One of the more tawdry innovations of modern politics has been the ever-increasing use of obfuscation, a deliberate attempt by politicians and their spin doctors to persuade the public that they are doing one thing when in fact they are doing exactly the opposite.
A good example of this is the so-called “public consultation” over 2,500 post office closures, which – as former Labour minister Kate Hoey has admitted – is a “total sham” because the list of branches due for the chop was agreed behind closed doors months ago.
Over recent years, many of us have leaned a wary ear towards most public announcements, trying to discern the background noise of real intent, but in my long career I have never heard a statement quite as startling as this: “It was easier to penetrate a gang of international drug smugglers in Hong Kong than it is to find out exactly what is going on in the attempt to build a giant wind farm in Craven.”
That would be as easy to dismiss as hyperbole if it did not come from the mouth of retired Hong Kong police chief Christopher Emmett, who did spend much of his career pursuing drug barons and seizing huge hauls of heroin.
When Chris and his wife Stephanie left the former colony on its handover to China, they searched for a picture postcard retirement home in the peace and quiet of the English countryside.
Now, their rural idyll is threatened by the prospect of five or six of the highest wind turbines ever to be built in Britain a couple of miles from their home at East Marton, in the triangle between two of England’s busiest tourist traffic routes, the A65 and the A59.
Make no mistake, these machines are giants: over 400 feet tall and – should they get planning permission – they will stand on top of a hill already 600 feet above sea level.
They will be plainly visible from as far away as Penyghent to the north, Malham Tarn to the east, Pendle Hill to the south and across the Forest of Bowland to the west – four of the most beautiful landscapes in England.
Put simply, Chris and dozens of his neighbours wonder why they are necessary in such a sensitive area when Gordon Brown recently announced a series of enormous projects to build a series of such wind farms offshore.
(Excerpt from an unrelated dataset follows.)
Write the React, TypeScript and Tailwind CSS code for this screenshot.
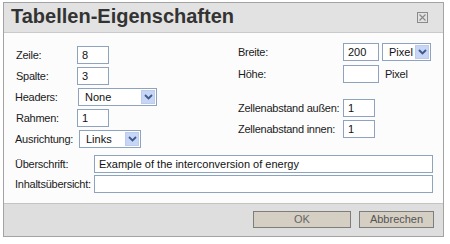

This will allow Britain to produce its target of carbon-free electricity – as laid down by the bureaucrats of the European Union in Brussels.
Chris is an active member of the newly formed Friends of Craven Landscape (FCL) and his wife is secretary. He has spent the six months since the plans were announced using his detection skills, combing the internet for every scrap of information he can uncover about wind turbines and British and EU planning laws.
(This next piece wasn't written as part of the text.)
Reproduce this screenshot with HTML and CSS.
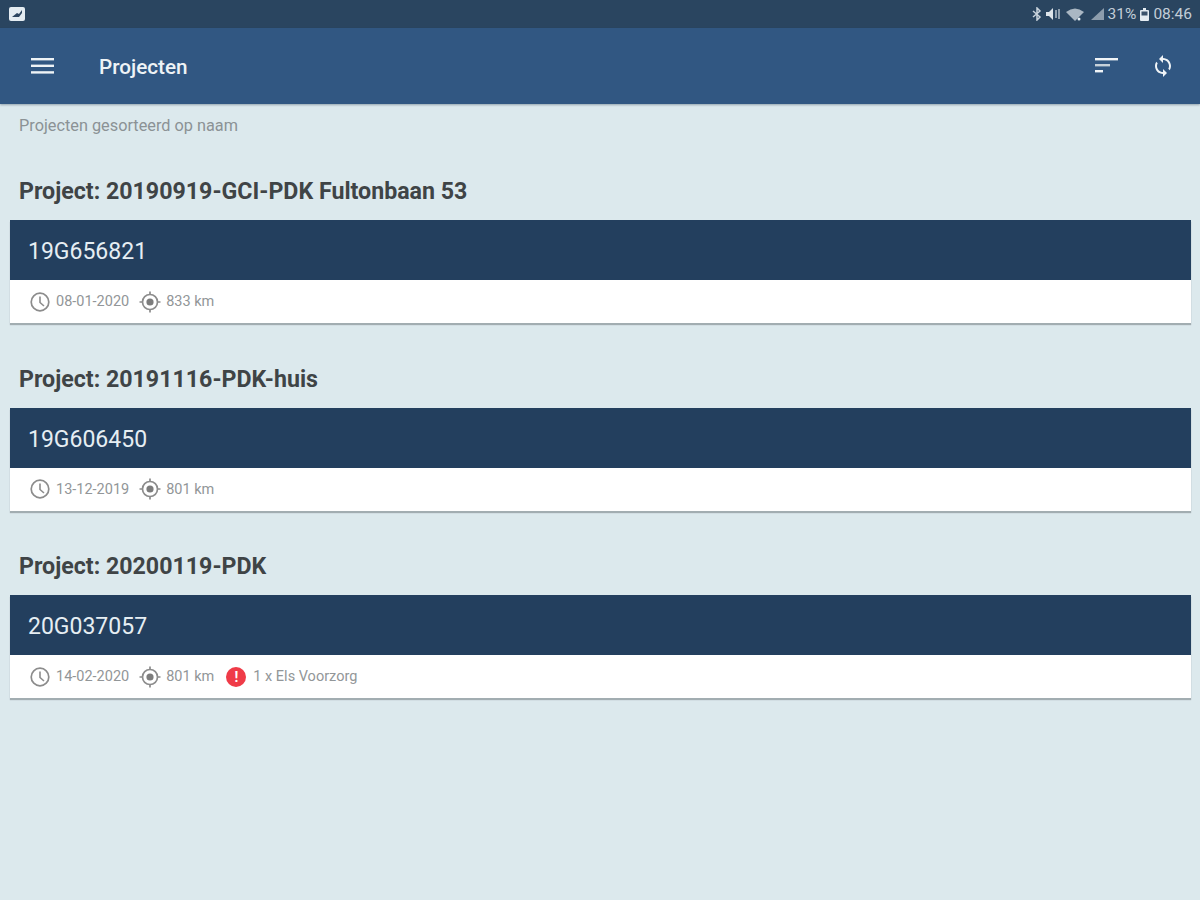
FILE: index.html
```html
<!DOCTYPE html>
<html lang="nl">
<head>
    <meta charset="UTF-8">
    <meta name="viewport" content="width=device-width, initial-scale=1.0">
    <title>Projecten</title>
    <link rel="stylesheet" href="styles.css">
</head>

<body>

<!-- Statusbalk -->
<div class="statusbar">
    <svg class="status-pic" width="16" height="14" viewBox="0 0 16 14">
        <rect x="0" y="0" width="16" height="14" rx="2" fill="#e4ecf2"/>
        <path d="M3 10 L8 6 L10 7 L13 3 L13 6 L10 10 Z" fill="#2c4560"/>
    </svg>
    <div class="status-right">
        <svg width="10" height="14" viewBox="0 0 10 14" fill="none" stroke="#c9d3dc" stroke-width="1.5">
            <path d="M1 4 L8 10 L5 13 L5 1 L8 4 L1 10"/>
        </svg>
        <svg width="16" height="12" viewBox="0 0 16 12">
            <path d="M0 4 L3 4 L7 0 L7 12 L3 8 L0 8 Z" fill="#dde4ea"/>
            <path d="M10 2 V10 M13 1 V11" stroke="#a9b6c2" stroke-width="1.6"/>
        </svg>
        <svg width="21" height="13" viewBox="0 0 21 13">
            <path d="M0 4 Q9 -3 18 4 L9 13 Z" fill="#aab7c3"/>
            <circle cx="13" cy="11" r="1.5" fill="#e4ecf2"/>
        </svg>
        <svg width="13" height="12" viewBox="0 0 13 12">
            <path d="M0 12 L13 0 L13 12 Z" fill="#8d9dac"/>
        </svg>
        <span class="status-text">31%</span>
        <svg width="9" height="13" viewBox="0 0 9 13">
            <rect x="0" y="2" width="9" height="11" rx="1" fill="#e4ecf2"/>
            <rect x="3" y="0" width="3" height="2" fill="#e4ecf2"/>
            <rect x="1.5" y="3.5" width="6" height="4" fill="#3a526b"/>
        </svg>
        <span class="status-text">08:46</span>
    </div>
</div>

<!-- Toolbar -->
<header class="toolbar">
    <svg class="menu-icon" width="24" height="18" viewBox="0 0 24 18" fill="#eef3f6">
        <rect x="0" y="1" width="23" height="2.4"/>
        <rect x="0" y="7.6" width="23" height="2.4"/>
        <rect x="0" y="14.2" width="23" height="2.4"/>
    </svg>
    <h1 class="toolbar-title">Projecten</h1>
    <div class="toolbar-actions">
        <svg width="24" height="18" viewBox="0 0 24 18" fill="#f0f4f7">
            <rect x="0" y="1" width="23" height="2.4"/>
            <rect x="0" y="7" width="15" height="2.4" fill="#c6d1da"/>
            <rect x="0" y="13" width="8" height="2.4"/>
        </svg>
        <svg width="24" height="28" viewBox="0 0 24 24" fill="#f0f4f7">
            <path d="M12 4V1L8 5l4 4V6c3.310 0 6 2.690 6 6 0 1.010-.25 1.970-.7 2.800l1.460 1.460A7.930 7.930 0 0 0 20 12c0-4.420-3.580-8-8-8zm0 14c-3.310 0-6-2.690-6-6 0-1.010.25-1.970.7-2.800L5.240 7.740A7.930 7.930 0 0 0 4 12c0 4.420 3.580 8 8 8v3l4-4-4-4v3z"/>
        </svg>
    </div>
</header>

<main class="content">
    <p class="sort-label">Projecten gesorteerd op naam</p>

    <section class="project">
        <h2 class="project-title">Project: 20190919-GCI-PDK Fultonbaan 53</h2>
        <div class="card">
            <div class="card-head">19G656821</div>
            <div class="card-info">
                <svg class="icon" width="22" height="22" viewBox="0 0 22 22"><use href="#clock"/></svg>
                <span class="info-text">08-01-2020</span>
                <svg class="icon icon-gps" width="24" height="24" viewBox="0 0 24 24"><use href="#gps"/></svg>
                <span class="info-text info-km">833 km</span>
            </div>
        </div>
    </section>

    <section class="project">
        <h2 class="project-title">Project: 20191116-PDK-huis</h2>
        <div class="card">
            <div class="card-head">19G606450</div>
            <div class="card-info">
                <svg class="icon" width="22" height="22" viewBox="0 0 22 22"><use href="#clock"/></svg>
                <span class="info-text">13-12-2019</span>
                <svg class="icon icon-gps" width="24" height="24" viewBox="0 0 24 24"><use href="#gps"/></svg>
                <span class="info-text info-km">801 km</span>
            </div>
        </div>
    </section>

    <section class="project">
        <h2 class="project-title">Project: 20200119-PDK</h2>
        <div class="card">
            <div class="card-head">20G037057</div>
            <div class="card-info">
                <svg class="icon" width="22" height="22" viewBox="0 0 22 22"><use href="#clock"/></svg>
                <span class="info-text">14-02-2020</span>
                <svg class="icon icon-gps" width="24" height="24" viewBox="0 0 24 24"><use href="#gps"/></svg>
                <span class="info-text info-km">801 km</span>
                <span class="alert-dot">!</span>
                <span class="info-text">1 x Els Voorzorg</span>
            </div>
        </div>
    </section>
</main>

<!-- Iconen -->
<svg class="icon-defs" width="0" height="0">
    <symbol id="clock" viewBox="0 0 22 22">
        <circle cx="11" cy="11" r="8.800" fill="none" stroke="#8c8c8c" stroke-width="1.700"/>
        <path d="M11 5.500 V11.500 L15 15" fill="none" stroke="#8c8c8c" stroke-width="1.600"/>
    </symbol>
    <symbol id="gps" viewBox="0 0 24 24">
        <circle cx="12" cy="12" r="7.500" fill="none" stroke="#8c8c8c" stroke-width="1.700"/>
        <circle cx="12" cy="12" r="3.600" fill="#7c7c7c"/>
        <path d="M12 1.500 V4.500 M12 19.500 V22.500 M1.500 12 H4.500 M19.500 12 H22.500" stroke="#8c8c8c" stroke-width="1.700"/>
    </symbol>
</svg>

</body>
</html>
```

FILE: styles.css
```css
* {
    box-sizing: border-box;
}

body {
    margin: 0;
    padding: 0;
    font-family: 'Roboto', sans-serif;
    background: #dce9ed;
    color: #3f4446;
    height: 900px;
    overflow: hidden;
}

.statusbar {
    height: 28px;
    background: #2a4560;
    display: flex;
    align-items: center;
    justify-content: space-between;
    padding: 0 8px 0 9px;
}
.status-right {
    display: flex;
    align-items: center;
    gap: 4px;
}
.status-text {
    font-size: 15.500px;
    color: #c3ced8;
}

.toolbar {
    height: 76px;
    background: #315782;
    display: flex;
    align-items: center;
    padding: 0 25px 0 31px;
    color: #ffffff;
    box-shadow: 0 1px 2px rgba(40, 60, 80, 0.4);
}
.menu-icon {
    margin-right: 44px;
}
.toolbar-title {
    font-size: 20.700px;
    font-weight: 500;
    margin: 0;
    padding-top: 2px;
    color: #eef3f6;
}
.toolbar-actions {
    margin-left: auto;
    display: flex;
    align-items: center;
    gap: 32px;
}

.content {
    padding: 0 9px 0 10px;
}
.sort-label {
    margin: 0;
    padding: 13px 0 0 9px;
    font-size: 16.300px;
    line-height: 17px;
    color: #8b9295;
}

.project-title {
    margin: 0;
    padding-left: 9px;
    font-size: 23.200px;
    font-weight: 700;
    line-height: 26px;
    padding-top: 44px;
    padding-bottom: 16px;
    color: #3f4446;
}
.project + .project .project-title {
    padding-top: 42.500px;
}

.card {
    background: #ffffff;
    box-shadow: 0 2px 1px rgba(90, 100, 105, 0.45);
}
.card-head {
    height: 60px;
    background: #233f5e;
    color: #e6eef3;
    font-size: 23px;
    line-height: 63px;
    padding-left: 18px;
}
.card-info {
    height: 43px;
    display: flex;
    align-items: center;
    padding-left: 19px;
}
.icon {
    flex: none;
}
.icon-gps {
    margin-left: 9px;
}
.info-text {
    font-size: 14.500px;
    color: #929698;
    margin-left: 5px;
}
.info-km {
    margin-left: 4px;
}
.alert-dot {
    width: 20px;
    height: 20px;
    border-radius: 50%;
    background: #ef3b48;
    color: #ffffff;
    font-size: 14px;
    font-weight: 700;
    line-height: 20px;
    text-align: center;
    margin-left: 12px;
    margin-right: 2px;
}

.icon-defs {
    position: absolute;
}
```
The result: “I am as confused now as when I started. On the surface, this has nothing to do with Government: it is just a straightforward business deal between the landowners and the German energy company that wants to build the windfarm. But there seems to be pressure coming all the way down the line from the EU and Whitehall.
“Craven District Council, which will have to say yea or nay to the planning application, is acting very professionally and with great sympathy – but councillors have been left stuck between a rock and a very hard place.”
I have written before about this quandary when, 15 years ago, Sir Bernard Ingham, Margaret Thatcher’s fiery ex-press secretary, led a campaign against a rash of windfarms being built around his home town of Todmorden on the other side of the Pennines.
He told me then that any politician who gave planning permission for a massive extension of windfarms would be responsible for the “worst environmental disaster of the 20th century”. At the time, there were big Government subsidies to windfarm operators. In year one, they covered virtually all the set-up costs, but the handouts were then reduced by 10 per cent a year until they ran out after a decade.
Although I was never able to prove this, several people I spoke to believed that, when those 10 years were over, operators would stop work. In other words, they were wanted for farm subsidies more than the wind.
I asked Chris Emmett if this curious anomaly still existed and he replied: “No – the Government no longer pays direct subsidies to the operators. But they demand that the electricity utilities take a growing percentage of their supply from wind power. That is expensive – but the cost goes straight on to your electricity bill.”
At the moment, that hidden subsidy is running at some £250 million a year and will grow every year until 2015.
As always, it is the customer who ends up paying the bill – but this, of course, has nothing to do with the Government. To me, this sounds like obfuscation as an art form.